## Objective
Reproduce the lines from the one bearing "Give me the" through the one bearing "The picture is", inclusive. Copy them exactly; include no other line.

## Data extract
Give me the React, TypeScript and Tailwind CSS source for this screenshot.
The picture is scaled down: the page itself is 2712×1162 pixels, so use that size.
--
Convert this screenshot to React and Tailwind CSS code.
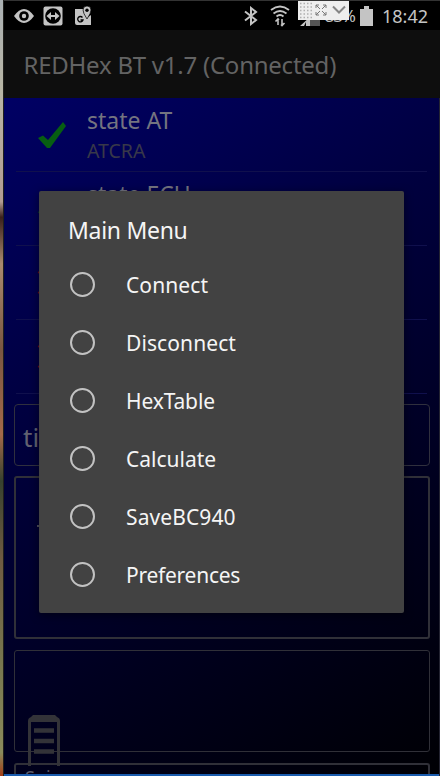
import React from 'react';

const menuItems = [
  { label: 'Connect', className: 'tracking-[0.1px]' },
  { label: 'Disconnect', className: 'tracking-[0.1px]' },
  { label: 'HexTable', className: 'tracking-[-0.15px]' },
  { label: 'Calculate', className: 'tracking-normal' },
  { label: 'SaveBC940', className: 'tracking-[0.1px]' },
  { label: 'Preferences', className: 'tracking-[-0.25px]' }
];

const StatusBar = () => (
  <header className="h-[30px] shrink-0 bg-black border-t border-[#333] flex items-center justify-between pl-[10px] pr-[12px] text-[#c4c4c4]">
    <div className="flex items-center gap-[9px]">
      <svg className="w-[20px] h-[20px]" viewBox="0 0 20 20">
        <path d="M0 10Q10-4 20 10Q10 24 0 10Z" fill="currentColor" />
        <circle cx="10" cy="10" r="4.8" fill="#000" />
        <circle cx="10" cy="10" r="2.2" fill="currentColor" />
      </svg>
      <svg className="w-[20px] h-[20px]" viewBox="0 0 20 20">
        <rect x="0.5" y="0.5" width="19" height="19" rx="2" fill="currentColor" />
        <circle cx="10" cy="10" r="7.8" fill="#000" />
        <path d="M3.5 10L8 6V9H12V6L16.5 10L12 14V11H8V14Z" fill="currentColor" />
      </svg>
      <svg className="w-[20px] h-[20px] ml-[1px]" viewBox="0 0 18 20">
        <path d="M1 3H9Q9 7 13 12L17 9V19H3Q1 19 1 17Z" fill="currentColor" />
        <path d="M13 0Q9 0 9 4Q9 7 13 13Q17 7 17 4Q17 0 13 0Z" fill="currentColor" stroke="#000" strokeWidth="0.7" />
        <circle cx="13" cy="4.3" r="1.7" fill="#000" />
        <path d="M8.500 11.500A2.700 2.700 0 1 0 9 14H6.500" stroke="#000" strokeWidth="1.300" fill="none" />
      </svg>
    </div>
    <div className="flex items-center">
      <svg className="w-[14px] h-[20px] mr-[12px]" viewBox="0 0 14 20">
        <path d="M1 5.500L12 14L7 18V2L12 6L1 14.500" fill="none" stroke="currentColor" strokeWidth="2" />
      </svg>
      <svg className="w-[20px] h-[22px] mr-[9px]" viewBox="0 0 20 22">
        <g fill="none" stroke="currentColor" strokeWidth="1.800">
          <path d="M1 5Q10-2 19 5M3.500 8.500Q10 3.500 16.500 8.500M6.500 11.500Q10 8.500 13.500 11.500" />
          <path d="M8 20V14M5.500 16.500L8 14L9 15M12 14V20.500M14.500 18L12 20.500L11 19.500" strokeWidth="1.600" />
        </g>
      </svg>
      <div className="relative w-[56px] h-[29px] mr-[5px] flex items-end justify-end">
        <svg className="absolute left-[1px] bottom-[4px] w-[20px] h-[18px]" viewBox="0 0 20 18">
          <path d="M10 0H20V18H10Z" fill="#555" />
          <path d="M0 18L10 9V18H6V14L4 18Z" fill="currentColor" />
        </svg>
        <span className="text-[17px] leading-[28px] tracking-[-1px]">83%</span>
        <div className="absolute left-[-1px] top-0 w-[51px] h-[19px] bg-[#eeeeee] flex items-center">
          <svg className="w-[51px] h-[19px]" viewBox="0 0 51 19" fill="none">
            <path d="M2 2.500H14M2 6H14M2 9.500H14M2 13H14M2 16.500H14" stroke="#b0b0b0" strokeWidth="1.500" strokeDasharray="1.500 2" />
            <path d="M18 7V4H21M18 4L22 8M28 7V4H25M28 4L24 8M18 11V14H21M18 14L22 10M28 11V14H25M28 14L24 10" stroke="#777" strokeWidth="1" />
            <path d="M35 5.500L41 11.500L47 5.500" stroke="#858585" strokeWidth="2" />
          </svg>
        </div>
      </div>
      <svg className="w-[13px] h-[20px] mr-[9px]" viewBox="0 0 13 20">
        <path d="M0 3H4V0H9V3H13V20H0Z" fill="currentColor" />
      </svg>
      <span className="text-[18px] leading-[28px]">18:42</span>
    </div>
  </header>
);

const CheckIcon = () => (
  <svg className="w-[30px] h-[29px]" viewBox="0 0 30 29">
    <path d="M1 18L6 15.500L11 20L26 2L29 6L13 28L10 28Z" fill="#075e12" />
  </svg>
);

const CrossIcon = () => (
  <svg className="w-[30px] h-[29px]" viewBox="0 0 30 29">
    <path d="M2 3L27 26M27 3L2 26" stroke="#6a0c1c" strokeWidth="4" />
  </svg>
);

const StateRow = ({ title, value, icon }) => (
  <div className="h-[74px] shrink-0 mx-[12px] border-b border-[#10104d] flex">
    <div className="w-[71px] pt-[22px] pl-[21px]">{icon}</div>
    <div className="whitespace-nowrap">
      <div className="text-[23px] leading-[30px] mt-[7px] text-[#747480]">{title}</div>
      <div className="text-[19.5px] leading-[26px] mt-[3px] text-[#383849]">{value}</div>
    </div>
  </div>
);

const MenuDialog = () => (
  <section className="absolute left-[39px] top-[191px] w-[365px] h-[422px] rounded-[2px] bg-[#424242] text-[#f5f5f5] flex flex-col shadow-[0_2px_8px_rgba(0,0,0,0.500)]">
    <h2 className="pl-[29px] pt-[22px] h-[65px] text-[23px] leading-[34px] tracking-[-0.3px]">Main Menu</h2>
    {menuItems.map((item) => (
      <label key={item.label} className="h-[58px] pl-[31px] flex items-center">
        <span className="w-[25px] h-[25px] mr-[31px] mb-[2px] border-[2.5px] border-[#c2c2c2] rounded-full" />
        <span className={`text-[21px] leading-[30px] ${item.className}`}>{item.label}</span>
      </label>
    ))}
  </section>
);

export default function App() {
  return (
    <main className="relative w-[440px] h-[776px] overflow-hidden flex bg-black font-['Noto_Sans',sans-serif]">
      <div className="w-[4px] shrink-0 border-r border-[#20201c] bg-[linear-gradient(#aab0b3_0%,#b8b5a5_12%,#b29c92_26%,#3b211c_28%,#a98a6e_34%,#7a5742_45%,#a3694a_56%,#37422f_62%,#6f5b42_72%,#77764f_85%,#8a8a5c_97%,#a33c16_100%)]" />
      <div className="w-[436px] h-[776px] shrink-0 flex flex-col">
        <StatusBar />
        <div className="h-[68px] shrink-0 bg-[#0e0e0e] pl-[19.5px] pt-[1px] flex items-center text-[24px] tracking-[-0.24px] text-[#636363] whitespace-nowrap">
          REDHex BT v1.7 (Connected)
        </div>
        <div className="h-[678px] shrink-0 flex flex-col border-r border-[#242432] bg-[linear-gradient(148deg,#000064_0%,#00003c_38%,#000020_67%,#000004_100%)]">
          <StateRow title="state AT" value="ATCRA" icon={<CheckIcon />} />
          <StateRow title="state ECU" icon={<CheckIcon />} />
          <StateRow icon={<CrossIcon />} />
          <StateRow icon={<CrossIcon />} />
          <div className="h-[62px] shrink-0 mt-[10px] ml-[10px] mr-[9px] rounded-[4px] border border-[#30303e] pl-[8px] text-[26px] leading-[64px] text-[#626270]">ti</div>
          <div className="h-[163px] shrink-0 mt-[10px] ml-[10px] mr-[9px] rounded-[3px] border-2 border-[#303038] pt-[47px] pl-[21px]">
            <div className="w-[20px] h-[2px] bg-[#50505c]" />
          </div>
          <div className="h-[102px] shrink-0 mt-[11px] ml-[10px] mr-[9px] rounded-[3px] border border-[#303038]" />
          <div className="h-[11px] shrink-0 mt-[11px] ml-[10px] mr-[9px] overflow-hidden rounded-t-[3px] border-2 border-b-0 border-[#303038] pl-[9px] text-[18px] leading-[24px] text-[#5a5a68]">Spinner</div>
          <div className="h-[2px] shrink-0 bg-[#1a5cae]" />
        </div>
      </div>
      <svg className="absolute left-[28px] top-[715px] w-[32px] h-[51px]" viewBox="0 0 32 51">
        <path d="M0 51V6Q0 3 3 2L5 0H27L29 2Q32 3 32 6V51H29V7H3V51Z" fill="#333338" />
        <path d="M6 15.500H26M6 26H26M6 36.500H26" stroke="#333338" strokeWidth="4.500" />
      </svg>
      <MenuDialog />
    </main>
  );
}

## Response
Give me the React, TypeScript and Tailwind CSS source for this screenshot.
The picture is scaled down: the page itself is 2712×1162 pixels, so use that size.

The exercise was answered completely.